Bugfatty300
Buddha Squirrel
noncon said:Reporter's aren't even required to go through official channels. I mean, damn, journalists were embedded into Iraqi army units! And some even into Insurgent Units! It would have been unthinkable that US journalists been embedded into NVA or Viet-Minh units.
Actually there where plenty of people and reporters who "embedded" themselves with NVA and Viet Cong Units.
Jane Fonda and Pham Xuan An comes to mind.
A free lance reporter/photographer is just that. If he wanted to video or photograph Viet Cong he could. The problem was the Viet Cong hated reporters and photographers and had no qualms about killing them on sight. The Iraq inusrgency loves them.
noncon said:Vietnam's media resources were still primitive, not much more eveolved from WWII.
The media available were photography, film and writing.
Nightly news reports and live TV was lightyears ahead of what we had in WWII. The only big difference today is the internet. Still most people watch the TV for news as they did 30 years ago.

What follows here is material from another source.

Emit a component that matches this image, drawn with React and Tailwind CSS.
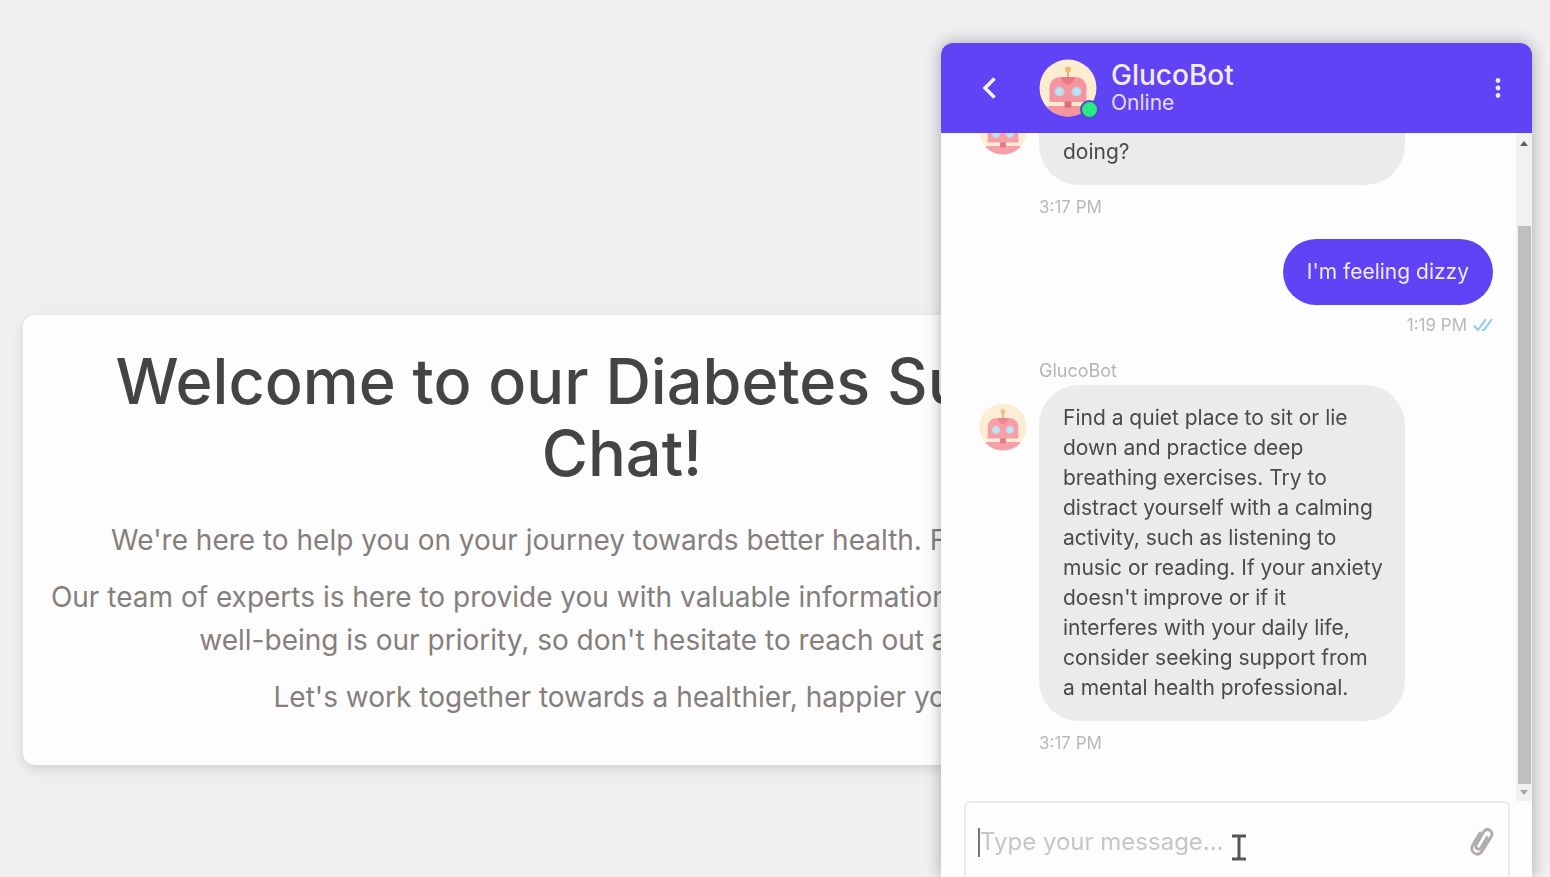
import React from "react";

function RobotAvatar({ className }) {
  return (
    <svg viewBox="0 0 58 58" className={className} aria-hidden="true">
      <defs>
        <clipPath id="face">
          <circle cx="29" cy="29" r="28.5" />
        </clipPath>
      </defs>
      <circle cx="29" cy="29" r="28.5" fill="#fcecd0" />
      <g clipPath="url(#face)">
        <rect x="28" y="10" width="2" height="9" fill="#e3a984" />
        <circle cx="29" cy="10.500" r="3" fill="#eeb968" />
        <path d="M10.500 43V29c0-7 5-11 12-11h13c7 0 12 4 12 11v14z" fill="#f5959f" />
        <path d="M22 18h14l-2 5-5 3-5-3z" fill="#ec7885" />
        <path d="M10 47h38l6 2v9H4v-9z" fill="#f5959f" />
        <rect x="25.500" y="42.500" width="7" height="6" rx="1" fill="#df6a78" />
        <circle cx="20.500" cy="32.500" r="5" fill="#c3d3e6" />
        <circle cx="37.500" cy="32.500" r="5" fill="#c3d3e6" />
        <circle cx="20.500" cy="32.500" r="3" fill="#b8e6f6" />
        <circle cx="37.500" cy="32.500" r="3" fill="#b8e6f6" />
      </g>
    </svg>
  );
}

function BotMessage({ children, time }) {
  return (
    <article className="flex gap-3">
      <RobotAvatar className="mt-[46px] size-12 shrink-0 opacity-90" />
      <div className="w-[366px]">
        <div className="h-7 text-[18px] leading-7 text-[#b4b4b4]">GlucoBot</div>
        <p className="rounded-[40px] bg-[#ebebeb] py-[18px] pr-5 pl-6 text-[21px] leading-[30px] text-[#4a4a4a]">
          {children}
        </p>
        <time className="mt-2.5 block text-[17px] leading-6 text-[#b9b9b9]">{time}</time>
      </div>
    </article>
  );
}

function UserMessage({ children, time }) {
  return (
    <article className="flex flex-col items-end">
      <p className="rounded-full bg-[#5f43f5] px-6 py-[18px] text-[21px] leading-[30px] text-[#efeaff]">
        {children}
      </p>
      <div className="mt-2 flex items-center gap-1.5 text-[17px] leading-6 text-[#b9b9b9]">
        <time>{time}</time>
        <svg width="20" height="14" viewBox="0 0 20 14" fill="none" stroke="#8ccde8" strokeWidth="2" aria-label="Read">
          <path d="M1 7.500l4 4.500L13 1M9 12l2 0L19 1" />
        </svg>
      </div>
    </article>
  );
}

function Scrollbar() {
  return (
    <div className="flex w-4 shrink-0 flex-col items-center bg-[#f1f1f1]" aria-hidden="true">
      <svg className="mt-2 shrink-0" width="8" height="5" viewBox="0 0 8 5">
        <path d="M4 0l4 5H0z" fill="#5c5c5c" />
      </svg>
      <div className="mt-20 w-[13px] flex-1 bg-[#bfbfbf]" />
      <svg className="my-1.5 shrink-0" width="8" height="5" viewBox="0 0 8 5">
        <path d="M0 0h8L4 5z" fill="#a3a3a3" />
      </svg>
    </div>
  );
}

function ChatWidget() {
  return (
    <section
      aria-label="GlucoBot chat"
      className="fixed top-[43px] right-[18px] bottom-0 flex w-[591px] flex-col rounded-t-xl bg-[#fdfdfd] font-['Inter',sans-serif] shadow-[0_0_16px_rgba(0,0,0,0.3)]"
    >
      <header className="flex h-[90px] shrink-0 items-center rounded-t-xl bg-[#5f43f5] pr-[26px] pl-9 text-[#f1ecff]">
        <button type="button" aria-label="Back" className="flex size-6 items-center justify-center">
          <svg width="16" height="24" viewBox="0 0 16 24" fill="none" stroke="#f6f2ff" strokeWidth="3.500">
            <path d="M13.500 2.500L4 12l9.500 9.500" />
          </svg>
        </button>
        <div className="relative ml-[38px]">
          <RobotAvatar className="size-[58px]" />
          <span className="absolute -right-0.5 -bottom-0.5 size-[19px] rounded-full border-2 border-[#4a4ec4] bg-[#2be882]" />
        </div>
        <div className="ml-3.5 flex-1">
          <h2 className="text-[28px] leading-[30px] font-medium">GlucoBot</h2>
          <p className="text-[21px] leading-[26px] text-[#e2dcff]">Online</p>
        </div>
        <button type="button" aria-label="Menu" className="flex w-4 justify-center">
          <svg width="6" height="22" viewBox="0 0 6 22" fill="#efeaff">
            <circle cx="3" cy="3.500" r="2.400" />
            <circle cx="3" cy="11" r="2.400" />
            <circle cx="3" cy="18.500" r="2.400" />
          </svg>
        </button>
      </header>

      <div className="flex min-h-0 flex-1">
        <div className="flex min-w-0 flex-1 flex-col justify-end gap-5 overflow-hidden pr-[23px] pb-[46px] pl-[38px]">
          <BotMessage time="3:17 PM">
            Hi there! How are we
            <br />
            doing?
          </BotMessage>
          <UserMessage time="1:19 PM">I'm feeling dizzy</UserMessage>
          <BotMessage time="3:17 PM">
            Find a quiet place to sit or lie down and practice deep breathing exercises. Try to distract
            yourself with a calming activity, such as listening to music or reading. If your anxiety
            doesn't improve or if it interferes with your daily life, consider seeking support from a
            mental health professional.
          </BotMessage>
        </div>
        <Scrollbar />
      </div>

      <form className="mr-[22px] ml-[23px] flex h-[76px] shrink-0 items-center rounded-t-md border-2 border-b-0 border-[#ececec] px-3 pt-1">
        <span className="h-[29px] w-0.5 bg-[#777]" aria-hidden="true" />
        <input
          type="text"
          aria-label="Message"
          placeholder="Type your message..."
          className="min-w-0 flex-1 bg-transparent text-[24px] text-[#4a4a4a] caret-transparent outline-none placeholder:text-[#c6c6c6]"
        />
        <button type="button" aria-label="Attach file" className="flex size-7 items-center justify-center">
          <svg width="24" height="28" viewBox="0 0 24 28" fill="none" stroke="#b0acae" strokeWidth="2.900" strokeLinecap="round">
            <path d="M10 5L3 16.500c-2 3.500-1.500 7 1.500 8.800 3 1.700 6 .5 8-2.800l8.500-13.500c1.500-2.700 1-5.500-1.200-6.800-2.300-1.300-4.800-.6-6.300 1.800L6.500 16c-1 1.800-.8 3.800.7 4.700s3 .3 4-1.200L17 9.500" />
          </svg>
        </button>
      </form>

      <svg
        className="pointer-events-none absolute bottom-4 left-[290px]"
        width="16"
        height="27"
        viewBox="0 0 16 27"
        fill="none"
        stroke="#555"
        strokeWidth="3"
        aria-hidden="true"
      >
        <path d="M1 2h14M1 25h14M8 2v23" />
      </svg>
    </section>
  );
}

export default function App() {
  return (
    <div className="min-h-screen overflow-hidden bg-[#efeff1] pt-[315px] pb-28">
      <main className="mr-[329px] ml-[23px] rounded-xl bg-[#fdfdfd] px-6 pt-[30px] pb-[46px] text-center font-['Inter',sans-serif] shadow-[0_4px_12px_rgba(0,0,30,0.12)]">
        <h1 className="text-[63px] leading-[72px] font-medium text-[#444]">
          Welcome to our Diabetes Support
          <br />
          Chat!
        </h1>
        <div className="mt-[30px] flex flex-col gap-3.5 text-[28px] leading-[43px] text-[#857f7c]">
          <p>We're here to help you on your journey towards better health. Feel free to ask</p>
          <p>
            Our team of experts is here to provide you with valuable information and support. Your
            <br />
            well-being is our priority, so don't hesitate to reach out anytime.
          </p>
          <p>Let's work together towards a healthier, happier you!</p>
        </div>
      </main>
      <ChatWidget />
    </div>
  );
}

noncon said:Agent Orange; maybe the use of it short-term might not classify as such, but consider if the use of Agent Orange was used, in a way to punish the Vietnamese for being so resilient.
But Agent Orange was used exclusively to defoliate areas of jungle around bases so as to deprive the enemy of cover. It wasn't used to punish anyone. Everybody with a brain knew that agent orange, along with any other defoliant chemical, wasn't something you wanted to take a bath in or use as mouth wash but its long term gruesome ill effects wasn't known for quite a few years after the war.
Sure you could use Agent Orange to give people cancer and birth defects but what purpose would that do in a war?
noncon said:I'm sorry, but the use of chemicals to wage warfare inasmuch as using toxic properties for the use of warfare would be what I'd call chemical warfare.
Debatable but agent orange was never used offensively or intended to harm people. But what did you mean by biological weapons being used?